For everything else, there are parallel infrastructures for the haves - private education, private healthcare, privatized transit, etc. It's something I've thought about a lot in the last few weeks.
On top of that, there is some research that suggests communities rate smaller police forces better than larger ones [1].
> To test this, Ostrom worked with the Indianapolis government and her students to measure the quality of policing. Surprisingly, against common assumptions, they found that the smaller the police force, the more positively residents evaluated the police services they got.
> "Increasing the size of [the police force] consistently had a negative impact on the level of output generated as well as on efficiency of service provision… smaller police departments … consistently outperformed their better trained and better financed larger neighbors.”

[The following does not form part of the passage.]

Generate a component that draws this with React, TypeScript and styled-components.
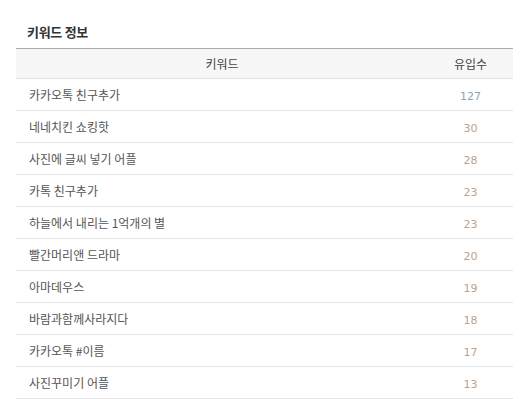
import React from 'react';
import styled, { createGlobalStyle } from 'styled-components';

const GlobalStyle = createGlobalStyle`
  html, body {
    margin: 0;
    padding: 0;
    background: #ffffff;
  }
  body {
    font-family: "Noto Sans CJK KR", "Noto Sans", sans-serif;
  }
`;

const Panel = styled.div`
  width: 521px;
  height: 399px;
  padding: 0 8px 0 16px;
  box-sizing: border-box;
  overflow: hidden;
`;

const Heading = styled.h3`
  margin: 0;
  height: 48px;
  padding: 24px 0 0 11px;
  box-sizing: border-box;
  font-size: 13px;
  line-height: 16px;
  font-weight: 700;
  color: #333333;
  letter-spacing: -0.3px;
`;

const Table = styled.table`
  width: 497px;
  border-collapse: collapse;
  border-top: 1px solid #aaaaaa;
  table-layout: fixed;
`;

const HeadCell = styled.th<{ $width?: number }>`
  width: ${(p) => (p.$width ? `${p.$width}px` : 'auto')};
  height: 29px;
  padding: 0;
  background: #f7f7f7;
  border-bottom: 1px solid #e2e2e2;
  font-size: 12px;
  font-weight: 400;
  color: #444444;
  text-align: center;
`;

const Cell = styled.td<{ $align?: 'left' | 'center' }>`
  height: 31px;
  padding: 0 0 0 ${(p) => (p.$align === 'center' ? '0' : '13px')};
  border-bottom: 1px solid #e6e6e6;
  font-size: 12px;
  color: #555555;
  text-align: ${(p) => p.$align ?? 'left'};
  white-space: nowrap;
`;

const Count = styled.span<{ $top?: boolean }>`
  font-family: "DejaVu Sans", "Liberation Sans", sans-serif;
  font-size: 11px;
  color: ${(p) => (p.$top ? '#94a0b4' : '#b8a393')};
`;

const rows: [string, number][] = [
  ['카카오톡 친구추가', 127],
  ['네네치킨 쇼킹핫', 30],
  ['사진에 글씨 넣기 어플', 28],
  ['카톡 친구추가', 23],
  ['하늘에서 내리는 1억개의 별', 23],
  ['빨간머리앤 드라마', 20],
  ['아마데우스', 19],
  ['바람과함께사라지다', 18],
  ['카카오톡 #이름', 17],
  ['사진꾸미기 어플', 13],
];

export default function App() {
  return (
    <>
      <GlobalStyle />
      <Panel>
        <Heading>키워드 정보</Heading>
        <Table>
          <thead>
            <tr>
              <HeadCell>키워드</HeadCell>
              <HeadCell $width={85}>유입수</HeadCell>
            </tr>
          </thead>
          <tbody>
            {rows.map(([keyword, count], i) => (
              <tr key={keyword}>
                <Cell>{keyword}</Cell>
                <Cell $align="center">
                  <Count $top={i === 0}>{count}</Count>
                </Cell>
              </tr>
            ))}
          </tbody>
        </Table>
      </Panel>
    </>
  );
}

> But why did this happen? To explain this, Elinor Ostrom argued that in small communities with small police forces, citizens are more active in community safety. Officers in smaller police forces also have more knowledge of the local area & more trust from people.
Yes, we should rebuild the infrastructure. If more money is required we should find it. But we should find a way that holds the bureaucrats accountable on both the costs and the schedule; otherwise we will be throwing good money after the bad. My 2c.

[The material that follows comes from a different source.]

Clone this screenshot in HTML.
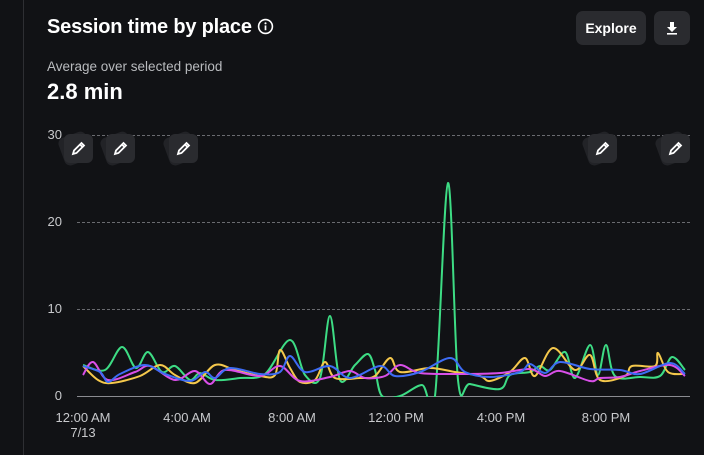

Every city/county had their own "Bauhof" with a couple of construction workers and machines for all kinds of maintenance that a city had: snow plowing in the winter, pothole fillings and greenkeeping in the summer, pipe laying/maintenance, traffic lights and general lights maintenance, other infrastructure upkeep.
Today much of this is mandatory outsourced to the lowest bidder, with no way of accounting for regionality or quality.

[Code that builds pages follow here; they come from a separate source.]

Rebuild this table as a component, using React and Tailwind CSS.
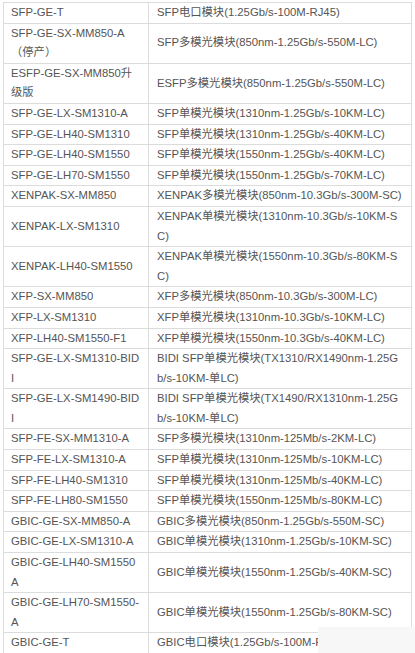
const rows = [
  [["SFP-GE-T"], ["SFP电口模块(1.25Gb/s-100M-RJ45)"]],
  [["SFP-GE-SX-MM850-A", "（停产）"], ["SFP多模光模块(850nm-1.25Gb/s-550M-LC)"]],
  [["ESFP-GE-SX-MM850升", "级版"], ["ESFP多模光模块(850nm-1.25Gb/s-550M-LC)"]],
  [["SFP-GE-LX-SM1310-A"], ["SFP单模光模块(1310nm-1.25Gb/s-10KM-LC)"]],
  [["SFP-GE-LH40-SM1310"], ["SFP单模光模块(1310nm-1.25Gb/s-40KM-LC)"]],
  [["SFP-GE-LH40-SM1550"], ["SFP单模光模块(1550nm-1.25Gb/s-40KM-LC)"]],
  [["SFP-GE-LH70-SM1550"], ["SFP单模光模块(1550nm-1.25Gb/s-70KM-LC)"]],
  [["XENPAK-SX-MM850"], ["XENPAK多模光模块(850nm-10.3Gb/s-300M-SC)"]],
  [["XENPAK-LX-SM1310"], ["XENPAK单模光模块(1310nm-10.3Gb/s-10KM-S", "C)"]],
  [["XENPAK-LH40-SM1550"], ["XENPAK单模光模块(1550nm-10.3Gb/s-80KM-S", "C)"]],
  [["XFP-SX-MM850"], ["XFP多模光模块(850nm-10.3Gb/s-300M-LC)"]],
  [["XFP-LX-SM1310"], ["XFP单模光模块(1310nm-10.3Gb/s-10KM-LC)"]],
  [["XFP-LH40-SM1550-F1"], ["XFP单模光模块(1550nm-10.3Gb/s-40KM-LC)"]],
  [["SFP-GE-LX-SM1310-BID", "I"], ["BIDI SFP单模光模块(TX1310/RX1490nm-1.25G", "b/s-10KM-单LC)"]],
  [["SFP-GE-LX-SM1490-BID", "I"], ["BIDI SFP单模光模块(TX1490/RX1310nm-1.25G", "b/s-10KM-单LC)"]],
  [["SFP-FE-SX-MM1310-A"], ["SFP多模光模块(1310nm-125Mb/s-2KM-LC)"]],
  [["SFP-FE-LX-SM1310-A"], ["SFP单模光模块(1310nm-125Mb/s-10KM-LC)"]],
  [["SFP-FE-LH40-SM1310"], ["SFP单模光模块(1310nm-125Mb/s-40KM-LC)"]],
  [["SFP-FE-LH80-SM1550"], ["SFP单模光模块(1550nm-125Mb/s-80KM-LC)"]],
  [["GBIC-GE-SX-MM850-A"], ["GBIC多模光模块(850nm-1.25Gb/s-550M-SC)"]],
  [["GBIC-GE-LX-SM1310-A"], ["GBIC单模光模块(1310nm-1.25Gb/s-10KM-SC)"]],
  [["GBIC-GE-LH40-SM1550", "A"], ["GBIC单模光模块(1550nm-1.25Gb/s-40KM-SC)"]],
  [["GBIC-GE-LH70-SM1550-", "A"], ["GBIC单模光模块(1550nm-1.25Gb/s-80KM-SC)"]],
  [["GBIC-GE-T"], ["GBIC电口模块(1.25Gb/s-100M-RJ45)"]],
];

function Lines({ lines }) {
  return lines.map((l, i) => (
    <div key={i} className="whitespace-nowrap">
      {l}
    </div>
  ));
}

export default function App() {
  return (
    <div
      className="relative w-[415px] h-[653px] overflow-hidden bg-white pt-[2px] pl-[3px]"
      style={{ fontFamily: '"Liberation Sans", "Noto Sans CJK SC", sans-serif' }}
    >
      <table className="w-[409px] border-collapse table-fixed text-[11.3px] leading-[19.6px] text-[#555]">
        <colgroup>
          <col className="w-[145px]" />
          <col />
        </colgroup>
        <tbody>
          {rows.map(([a, b], i) => (
            <tr key={i}>
              <td
                className={`border border-[#dcdcdc] pl-[7px] py-0 align-middle overflow-hidden ${
                  i === rows.length - 1 ? "border-b-2 border-b-[#c8c8c8]" : ""
                }`}
              >
                <Lines lines={a} />
              </td>
              <td
                className={`border border-[#dcdcdc] pl-[8px] py-0 align-middle overflow-hidden ${
                  i === rows.length - 1 ? "border-b-2 border-b-[#c8c8c8]" : ""
                }`}
              >
                <Lines lines={b} />
              </td>
            </tr>
          ))}
        </tbody>
      </table>

      {/* watermark patch over the bottom right corner */}
      <div className="absolute left-[318px] top-[627px] w-[97px] h-[26px] bg-[#f7f7f7]" />
    </div>
  );
}
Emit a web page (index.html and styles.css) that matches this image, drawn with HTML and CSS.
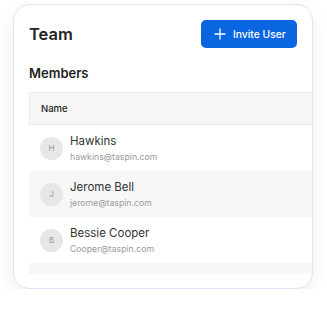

To make it worse, cities and counties used to have capable public servants in architecture and supervision, which meant that for those projects where external help was needed (think construction of new projects) that work could be properly supervised and issues either prevented in the planning stage or caught during construction and remedied before that became too expensive. Nowadays, thanks to more and more budget cuts, pay in public service is a third to a half of the private sector which means that even if there were a budget no one would apply. In IT the situation is even more dire, which is why almost all major government IT projects fail, with the additional complexity that most IT projects have way too many stakeholders and no leadership.
We as Western societies need to roll back that privatization mandate, at least for areas where it has obviously failed.